▶ Written task:
Collect from the data below each line with "this".

▶ Data listing:

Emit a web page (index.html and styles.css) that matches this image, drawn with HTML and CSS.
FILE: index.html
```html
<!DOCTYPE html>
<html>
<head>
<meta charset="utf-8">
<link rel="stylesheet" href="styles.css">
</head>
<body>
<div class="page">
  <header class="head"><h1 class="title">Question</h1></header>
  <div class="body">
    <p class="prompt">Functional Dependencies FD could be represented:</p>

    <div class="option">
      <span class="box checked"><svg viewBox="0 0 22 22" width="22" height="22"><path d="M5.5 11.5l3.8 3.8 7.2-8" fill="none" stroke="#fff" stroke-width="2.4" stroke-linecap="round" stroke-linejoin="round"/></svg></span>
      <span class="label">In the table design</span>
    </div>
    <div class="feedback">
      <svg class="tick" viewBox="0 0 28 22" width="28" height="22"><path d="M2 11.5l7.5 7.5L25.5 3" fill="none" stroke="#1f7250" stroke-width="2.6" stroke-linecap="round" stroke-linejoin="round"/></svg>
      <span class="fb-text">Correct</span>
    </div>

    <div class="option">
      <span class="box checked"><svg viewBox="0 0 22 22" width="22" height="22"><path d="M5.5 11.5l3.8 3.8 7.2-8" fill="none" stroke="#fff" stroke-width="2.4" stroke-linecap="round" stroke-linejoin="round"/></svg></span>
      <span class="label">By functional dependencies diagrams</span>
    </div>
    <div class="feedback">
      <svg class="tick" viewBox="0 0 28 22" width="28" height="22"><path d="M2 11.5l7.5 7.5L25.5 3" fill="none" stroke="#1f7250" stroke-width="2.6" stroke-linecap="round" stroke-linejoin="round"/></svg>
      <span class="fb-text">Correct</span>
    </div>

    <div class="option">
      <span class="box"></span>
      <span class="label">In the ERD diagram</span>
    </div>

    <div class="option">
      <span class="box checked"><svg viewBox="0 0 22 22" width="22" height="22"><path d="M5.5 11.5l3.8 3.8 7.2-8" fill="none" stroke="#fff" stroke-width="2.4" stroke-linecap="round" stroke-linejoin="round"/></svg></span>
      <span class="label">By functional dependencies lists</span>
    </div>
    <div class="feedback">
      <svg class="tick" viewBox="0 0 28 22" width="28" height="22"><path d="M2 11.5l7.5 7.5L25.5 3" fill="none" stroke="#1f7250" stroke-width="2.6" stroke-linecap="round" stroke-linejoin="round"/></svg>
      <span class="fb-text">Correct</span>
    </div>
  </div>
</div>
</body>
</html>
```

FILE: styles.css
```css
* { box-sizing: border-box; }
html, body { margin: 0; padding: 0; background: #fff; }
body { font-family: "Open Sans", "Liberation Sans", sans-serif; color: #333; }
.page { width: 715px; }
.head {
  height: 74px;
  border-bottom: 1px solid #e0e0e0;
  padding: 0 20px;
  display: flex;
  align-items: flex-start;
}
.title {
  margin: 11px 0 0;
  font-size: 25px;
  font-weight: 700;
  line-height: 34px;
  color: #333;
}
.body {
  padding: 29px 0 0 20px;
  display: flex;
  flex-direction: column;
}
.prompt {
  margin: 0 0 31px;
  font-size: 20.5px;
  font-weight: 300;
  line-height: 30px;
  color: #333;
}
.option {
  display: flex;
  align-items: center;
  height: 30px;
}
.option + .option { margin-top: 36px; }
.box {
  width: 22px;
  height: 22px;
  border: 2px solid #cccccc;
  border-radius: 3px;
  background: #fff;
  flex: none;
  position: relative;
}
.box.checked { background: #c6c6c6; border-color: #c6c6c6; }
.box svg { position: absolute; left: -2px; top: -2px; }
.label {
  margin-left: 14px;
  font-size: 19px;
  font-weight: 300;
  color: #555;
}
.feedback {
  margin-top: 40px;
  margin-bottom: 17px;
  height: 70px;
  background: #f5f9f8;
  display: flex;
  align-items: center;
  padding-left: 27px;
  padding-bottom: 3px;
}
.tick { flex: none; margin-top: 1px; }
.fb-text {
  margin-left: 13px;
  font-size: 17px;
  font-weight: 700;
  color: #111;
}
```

---

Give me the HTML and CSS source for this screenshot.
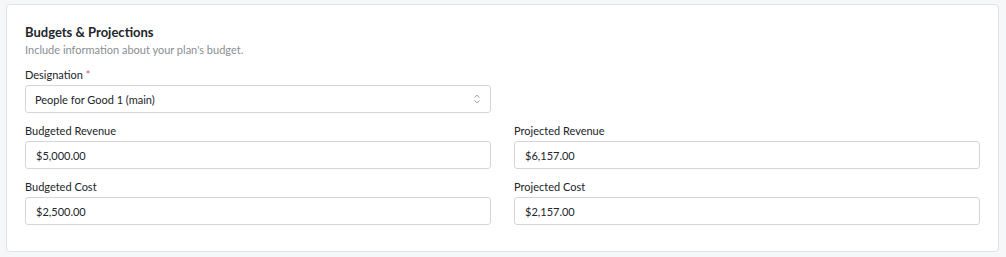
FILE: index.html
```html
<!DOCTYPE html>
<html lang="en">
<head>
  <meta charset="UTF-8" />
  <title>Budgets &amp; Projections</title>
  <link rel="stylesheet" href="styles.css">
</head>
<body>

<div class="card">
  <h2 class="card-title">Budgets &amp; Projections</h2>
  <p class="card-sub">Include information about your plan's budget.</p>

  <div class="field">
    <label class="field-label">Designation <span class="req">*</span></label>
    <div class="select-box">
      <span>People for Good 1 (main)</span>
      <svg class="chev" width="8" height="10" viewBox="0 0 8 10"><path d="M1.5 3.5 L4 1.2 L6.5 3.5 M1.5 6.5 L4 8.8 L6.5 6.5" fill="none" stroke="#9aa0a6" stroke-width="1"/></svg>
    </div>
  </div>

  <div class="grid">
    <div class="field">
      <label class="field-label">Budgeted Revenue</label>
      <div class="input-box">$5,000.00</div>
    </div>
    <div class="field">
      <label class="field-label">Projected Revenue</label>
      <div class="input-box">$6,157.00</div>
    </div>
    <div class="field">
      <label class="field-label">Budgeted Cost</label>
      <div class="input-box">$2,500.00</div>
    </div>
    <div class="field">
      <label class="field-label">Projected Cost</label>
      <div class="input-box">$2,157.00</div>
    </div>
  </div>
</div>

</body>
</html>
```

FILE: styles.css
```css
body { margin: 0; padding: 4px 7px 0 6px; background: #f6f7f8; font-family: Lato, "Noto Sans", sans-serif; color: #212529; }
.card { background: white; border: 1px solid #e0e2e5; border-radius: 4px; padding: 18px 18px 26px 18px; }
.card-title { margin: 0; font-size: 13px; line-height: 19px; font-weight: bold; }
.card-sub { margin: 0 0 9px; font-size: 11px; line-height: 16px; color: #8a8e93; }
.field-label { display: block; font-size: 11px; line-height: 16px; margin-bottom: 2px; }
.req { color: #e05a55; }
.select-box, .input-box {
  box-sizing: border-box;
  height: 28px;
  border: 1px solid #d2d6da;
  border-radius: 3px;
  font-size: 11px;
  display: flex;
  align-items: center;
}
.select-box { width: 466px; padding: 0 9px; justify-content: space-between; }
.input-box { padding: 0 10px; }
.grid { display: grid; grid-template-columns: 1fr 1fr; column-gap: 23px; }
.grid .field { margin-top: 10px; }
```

▶ Expected answer:
Emit a web page (index.html and styles.css) that matches this image, drawn with HTML and CSS.
Give me the HTML and CSS source for this screenshot.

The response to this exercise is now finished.